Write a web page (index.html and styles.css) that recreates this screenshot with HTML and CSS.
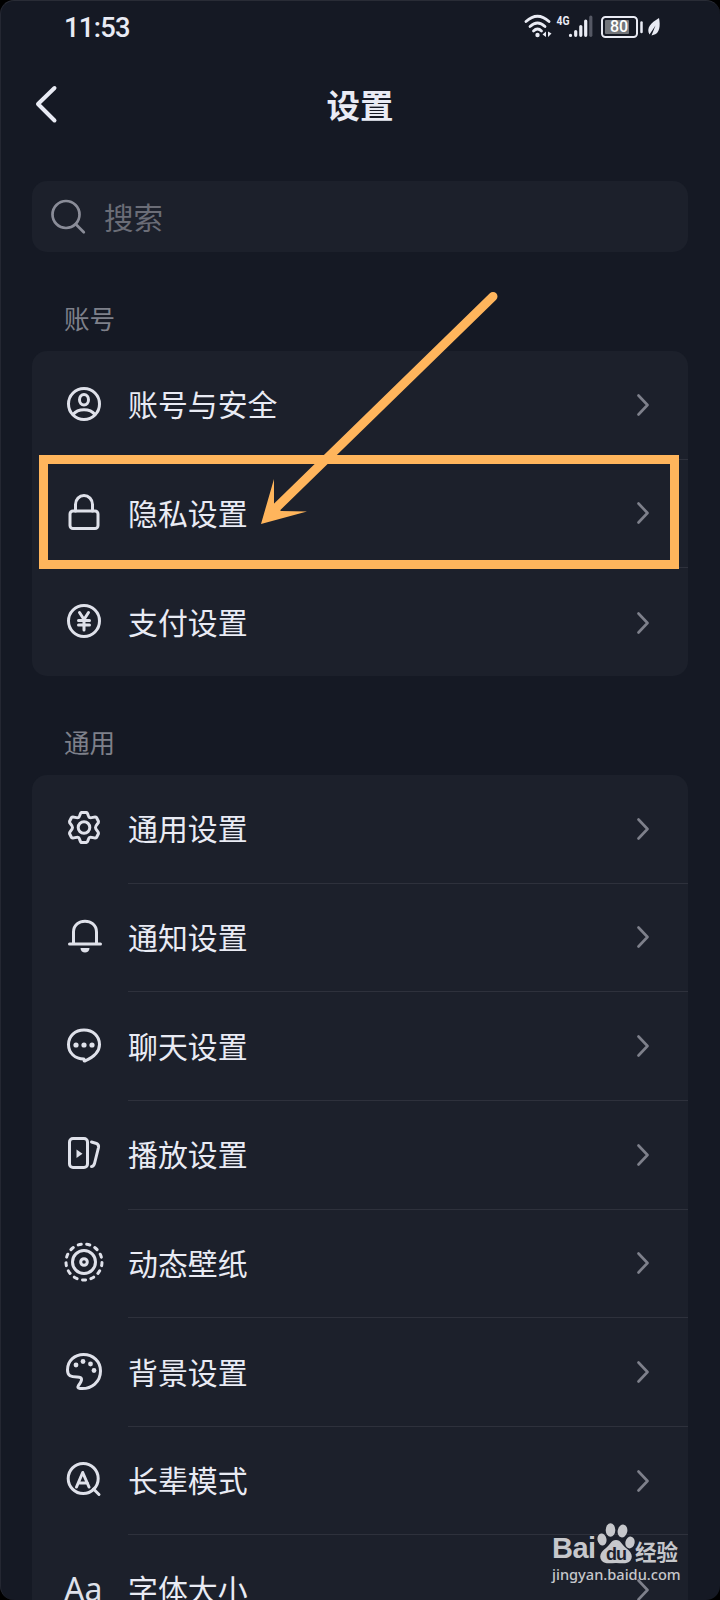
FILE: index.html
```html
<!DOCTYPE html>
<html lang="zh-CN">
    <head>
        <meta charset="UTF-8" />
        <meta name="viewport" content="width=device-width, initial-scale=1.0" />
        <title>设置</title>
        <link rel="stylesheet" href="styles.css">
    </head>
    <body>
        <div class="screen">
            <!-- Status bar -->
            <div class="status-bar">
                <span class="time">11:53</span>
                <svg class="status-icons" width="140" height="30" viewBox="0 0 140 30">
                    <g fill="none" stroke="#e9ebf4" stroke-width="2.8" stroke-linecap="round">
                        <path d="M2 8.500Q13.500 -2 25 8.500"></path>
                        <path d="M6 13.500Q13.500 6.500 21 13.500"></path>
                        <path d="M9.500 18Q13.500 14 17.500 18"></path>
                    </g>
                    <circle cx="13.500" cy="22" r="2.200" fill="#e9ebf4"></circle>
                    <path d="M22 18.500V24L18.500 21.500ZM24 18.500V24L27.500 20.500Z" fill="#e9ebf4"></path>
                    <text class="network" x="32.500" y="12" textLength="13" lengthAdjust="spacingAndGlyphs">4G</text>
                    <g stroke="#e9ebf4" stroke-width="3.200" stroke-linecap="round">
                        <path d="M46.500 22.300V22.400M51.700 18.500V22.300M56.800 13.500V22.300M61.700 8V22.300"></path>
                        <path d="M66.800 4V22.300" stroke="#555864"></path>
                    </g>
                    <rect x="78" y="4" width="35" height="20" rx="3.500" fill="none" stroke="#e9ebf4" stroke-width="2"></rect>
                    <rect x="81" y="7" width="24" height="14" rx="1" fill="#73767b"></rect>
                    <path d="M117.500 9.500V19" stroke="#e9ebf4" stroke-width="2.500" stroke-linecap="round"></path>
                    <text class="battery" x="86" y="19.300">80</text>
                    <path d="M135 5C136.500 12 136 21 129 22L127.500 22.500L131.500 12.500L125.500 21.500C122 15 126.500 10 135 5Z" fill="#e9ebf4"></path>
                </svg>
            </div>

            <!-- Title -->
            <header class="header">
                <svg class="back" width="40" height="44" viewBox="0 0 40 44">
                    <path d="M26.500 6L10 22L26.500 38.500"></path>
                </svg>
                <h1>设置</h1>
            </header>

            <div class="search">
                <svg width="40" height="40" viewBox="0 0 40 40">
                    <circle cx="19" cy="17.500" r="13.500"></circle>
                    <path d="M28.800 27.300L36.800 35.300"></path>
                </svg>
                <span>搜索</span>
            </div>

            <h2>账号</h2>
            <div class="card card-account">
                <div class="row">
                    <svg class="icon" viewBox="0 0 40 40">
                        <circle cx="20" cy="20" r="15.500"></circle>
                        <ellipse cx="20" cy="15.800" rx="4.500" ry="5.300"></ellipse>
                        <path d="M9 30.500C14 24 26 24 31 30.500"></path>
                    </svg>
                    <div class="label">账号与安全<svg class="chevron" viewBox="0 0 12 22"><path d="M1.500 1.500L10.500 11L1.500 20.500"></path></svg></div>
                </div>
                <div class="row">
                    <svg class="icon" viewBox="0 0 40 40">
                        <rect x="6" y="19" width="28" height="17.500" rx="3"></rect>
                        <path d="M11.500 19V12.500A8.500 9 0 0 1 28.500 12.500V19"></path>
                    </svg>
                    <div class="label">隐私设置<svg class="chevron" viewBox="0 0 12 22"><path d="M1.500 1.500L10.500 11L1.500 20.500"></path></svg></div>
                </div>
                <div class="row">
                    <svg class="icon" viewBox="0 0 40 40">
                        <circle cx="20" cy="20" r="15.500"></circle>
                        <path d="M15.500 11.500L20 18.500L24.500 11.500M20 18.500V29M14.500 19.500H25.500M14.500 24H25.500"></path>
                    </svg>
                    <div class="label">支付设置<svg class="chevron" viewBox="0 0 12 22"><path d="M1.500 1.500L10.500 11L1.500 20.500"></path></svg></div>
                </div>
            </div>

            <h2 class="general-title">通用</h2>
            <div class="card">
                <div class="row">
                    <svg class="icon" viewBox="0 0 40 40">
                        <path d="M17.500 4.500H22.500C24 4.500 24 9 25.500 9.500C27.500 10.500 31 8 32.500 9.500L34.500 13.500C35 15.500 31.500 17 31.500 19.500S35 23.500 34.500 25.500L32.500 29.500C31 31 27.500 28.500 25.500 29.500C24 30.500 24 34.500 22.500 34.500H17.500C16 34.500 16 30.500 14.500 29.500C12.500 28.500 9 31 7.500 29.500L5.500 25.500C5 23.500 8.500 22 8.500 19.500S5 15.500 5.500 13.500L7.500 9.500C9 8 12.500 10.500 14.500 9.500C16 9 16 4.500 17.500 4.500Z"></path>
                        <circle cx="20" cy="19.500" r="5.800"></circle>
                    </svg>
                    <div class="label">通用设置<svg class="chevron" viewBox="0 0 12 22"><path d="M1.500 1.500L10.500 11L1.500 20.500"></path></svg></div>
                </div>
                <div class="row">
                    <svg class="icon" viewBox="0 0 40 40">
                        <path d="M5.500 28H36.500M9.500 28V16C9.500 1.500 32.500 1.500 32.500 16V28"></path>
                        <path class="fill" d="M16.500 32H25.500C25.500 38 16.500 38 16.500 32Z"></path>
                    </svg>
                    <div class="label">通知设置<svg class="chevron" viewBox="0 0 12 22"><path d="M1.500 1.500L10.500 11L1.500 20.500"></path></svg></div>
                </div>
                <div class="row">
                    <svg class="icon" viewBox="0 0 40 40">
                        <path d="M20 34C10.500 34 4.500 27.500 4.500 19.500C4.500 11 11 5 20 5S35.500 11 35.500 19.500C35.500 27 30 32 21 36C20 36.300 20 35.500 20 34Z"></path>
                        <g class="fill">
                            <circle cx="12" cy="20" r="2.600"></circle>
                            <circle cx="20" cy="20" r="2.600"></circle>
                            <circle cx="28" cy="20" r="2.600"></circle>
                        </g>
                    </svg>
                    <div class="label">聊天设置<svg class="chevron" viewBox="0 0 12 22"><path d="M1.500 1.500L10.500 11L1.500 20.500"></path></svg></div>
                </div>
                <div class="row">
                    <svg class="icon" viewBox="0 0 40 40">
                        <rect x="5.500" y="5.500" width="18" height="29" rx="3.500"></rect>
                        <path class="fill" d="M12.500 16.500V25L18.500 20.800Z"></path>
                        <path d="M27.500 9L32.500 10.500Q35 11.500 34.500 14.500L30.500 30.500Q29.500 33.500 27.500 33.500"></path>
                    </svg>
                    <div class="label">播放设置<svg class="chevron" viewBox="0 0 12 22"><path d="M1.500 1.500L10.500 11L1.500 20.500"></path></svg></div>
                </div>
                <div class="row">
                    <svg class="icon" viewBox="0 0 40 40">
                        <circle cx="20" cy="20" r="18" pathLength="130" stroke-dasharray="3.600 6.400" transform="rotate(85 20 20)"></circle>
                        <circle cx="20" cy="20" r="11.500"></circle>
                        <circle cx="20" cy="20" r="3.300"></circle>
                    </svg>
                    <div class="label">动态壁纸<svg class="chevron" viewBox="0 0 12 22"><path d="M1.500 1.500L10.500 11L1.500 20.500"></path></svg></div>
                </div>
                <div class="row">
                    <svg class="icon" viewBox="0 0 40 40">
                        <path d="M14.500 34.500C19 28.500 18.500 26 13 26C7 26 3.500 25 3.500 19C3.500 9.500 11 3.500 19.500 3.500C29 3.500 36.500 10.500 36.500 20C36.500 30.500 28 38.500 16 37.500C13.500 37.200 13.500 36 14.500 34.500Z"></path>
                        <g class="fill">
                            <circle cx="12" cy="14" r="2.400"></circle>
                            <circle cx="19" cy="10.500" r="2.400"></circle>
                            <circle cx="26.500" cy="13" r="2.400"></circle>
                            <circle cx="30" cy="19.500" r="2.400"></circle>
                        </g>
                    </svg>
                    <div class="label">背景设置<svg class="chevron" viewBox="0 0 12 22"><path d="M1.500 1.500L10.500 11L1.500 20.500"></path></svg></div>
                </div>
                <div class="row">
                    <svg class="icon" viewBox="0 0 40 40">
                        <circle cx="19.200" cy="19.500" r="15"></circle>
                        <path d="M12.500 28L18.700 13.500L25 28M14.500 24H23.500M29.500 30L35 35.500"></path>
                    </svg>
                    <div class="label">长辈模式<svg class="chevron" viewBox="0 0 12 22"><path d="M1.500 1.500L10.500 11L1.500 20.500"></path></svg></div>
                </div>
                <div class="row">
                    <span class="icon icon-text">Aa</span>
                    <div class="label">字体大小<svg class="chevron" viewBox="0 0 12 22"><path d="M1.500 1.500L10.500 11L1.500 20.500"></path></svg></div>
                </div>
            </div>

            <!-- Highlight and arrow over the privacy row -->
            <div class="highlight"></div>
            <svg class="arrow" width="250" height="250" viewBox="0 0 250 250">
                <path d="M236 15.500L19 227" stroke="#ffb55c" stroke-width="9" stroke-linecap="round"></path>
                <path d="M4 243L17 198V223L24 230L50 230.500Z" fill="#ffb55c"></path>
            </svg>

            <!-- Watermark -->
            <div class="watermark">
                <div class="brand">
                    <span class="bai">Bai</span>
                    <svg width="38" height="42" viewBox="0 0 38 42">
                        <g fill="#c6c7cb">
                            <ellipse cx="5" cy="17.500" rx="4.500" ry="6" transform="rotate(-10 5 17.500)"></ellipse>
                            <ellipse cx="13.500" cy="8" rx="4.800" ry="6.700"></ellipse>
                            <ellipse cx="25.500" cy="9" rx="4.800" ry="6.500" transform="rotate(12 25.500 9)"></ellipse>
                            <ellipse cx="33" cy="20.500" rx="4.600" ry="6" transform="rotate(12 33 20.500)"></ellipse>
                            <path d="M19 18C24 18 25 23 29 26C34 29.500 36.500 34 33.500 38.500C30 42.500 25 41 19 41S8 42.500 4.500 38.500C1.500 34 4 29.500 9 26C13 23 14 18 19 18Z"></path>
                        </g>
                        <text class="du" x="9" y="38">du</text>
                    </svg>
                    <span class="jingyan">经验</span>
                </div>
                <div class="url">jingyan.baidu.com</div>
            </div>
        </div>
    </body>
</html>
```
FILE: styles.css
```css
* {
    margin: 0;
    padding: 0;
    box-sizing: border-box;
}

body {
    background-color: #000;
    font-family: "Noto Sans CJK SC", sans-serif;
    color: #e9ebf4;
}

.screen {
    position: relative;
    width: 720px;
    height: 1600px;
    overflow: hidden;
    background-color: #151924;
    border-top: 1px solid #292c36;
    border-left: 1px solid #242732;
    border-radius: 14px;
    padding: 0 32px 0 31px;
}

/* Status bar */
.status-bar {
    display: flex;
    justify-content: space-between;
    height: 54px;
    padding: 12px 0 0 32px;
}

.time {
    font-family: Roboto, sans-serif;
    font-size: 27.3px;
    font-weight: 500;
    line-height: 31px;
    letter-spacing: -0.7px;
}

.status-icons {
    margin-right: 24px;
}

.network {
    font: 700 12.5px Roboto, sans-serif;
    fill: #e9ebf4;
}

.battery {
    font: 500 16px Roboto, sans-serif;
    fill: #fff;
}

/* Header */
.header {
    display: grid;
    grid-template-columns: 40px 1fr 40px;
    align-items: center;
    height: 98px;
    margin-bottom: 28px;
}

.back {
    margin-left: -4px;
    fill: none;
    stroke: #e9ebf4;
    stroke-width: 4;
    stroke-linecap: round;
    stroke-linejoin: round;
}

h1 {
    font-size: 33.5px;
    font-weight: 700;
    line-height: 40px;
    text-align: center;
}

/* Search */
.search {
    display: flex;
    align-items: center;
    height: 71px;
    padding-left: 15px;
    border-radius: 15px;
    background-color: #1c202b;
    color: #6b6d77;
    font-size: 29.5px;
    line-height: 40px;
}

.search svg {
    margin-right: 17px;
    fill: none;
    stroke: #8a8c98;
    stroke-width: 2.7;
    stroke-linecap: round;
}

.search span {
    margin-top: -1px;
}

/* Sections */
h2 {
    height: 99px;
    padding: 48px 0 0 32px;
    color: #7e808a;
    font-size: 25.6px;
    font-weight: 400;
    line-height: 36px;
}

.general-title {
    height: 99.5px;
}

.card {
    border-radius: 15px;
    background-color: #1c202b;
    overflow: hidden;
}

.card-account {
    height: 324.5px;
}

.row {
    display: flex;
    align-items: stretch;
    height: 108.65px;
    padding-left: 32px;
}

.icon {
    flex: none;
    width: 40px;
    height: 40px;
    margin: 32.5px 24px 0 0;
    fill: none;
    stroke: #dfe1ea;
    stroke-width: 3;
    stroke-linecap: round;
    stroke-linejoin: round;
}

.icon .fill {
    fill: #dfe1ea;
    stroke: none;
}

.icon-text {
    font-family: "Noto Sans", sans-serif;
    font-size: 32px;
    line-height: 42px;
    color: #dfe1ea;
}

.label {
    flex: 1;
    display: flex;
    align-items: center;
    justify-content: space-between;
    padding-right: 39px;
    padding-bottom: 3px;
    border-bottom: 1px solid #2e313c;
    font-size: 29.9px;
    line-height: 40px;
}

.row:last-child .label {
    border-bottom: none;
}

.chevron {
    width: 12px;
    height: 22px;
    margin-top: 3px;
    fill: none;
    stroke: #7e808b;
    stroke-width: 2.6;
    stroke-linecap: round;
    stroke-linejoin: round;
}

/* Highlight */
.highlight {
    position: absolute;
    left: 38px;
    top: 454px;
    width: 640px;
    height: 114px;
    border: 9px solid #ffb55c;
}

.arrow {
    position: absolute;
    left: 256px;
    top: 280px;
}

/* Watermark */
.watermark {
    position: absolute;
    left: 551px;
    top: 1521px;
    color: #c6c7cb;
}

.brand {
    display: flex;
    align-items: flex-end;
    height: 42px;
}

.bai {
    width: 45px;
    font: 700 29px/30px "Liberation Sans", sans-serif;
    letter-spacing: -0.5px;
    margin-bottom: 1px;
}

.du {
    font: 700 18px "Liberation Sans", sans-serif;
    letter-spacing: -1px;
    fill: #1c202b;
}

.jingyan {
    font-size: 21.5px;
    font-weight: 700;
    line-height: 27px;
}

.url {
    font: 500 14.6px/20px "Noto Sans", sans-serif;
}
```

* * * *

### Exercise aim:
In the data above, how many lines contain the string "index"? Answer with the number only.

### Solution to this exercise:
2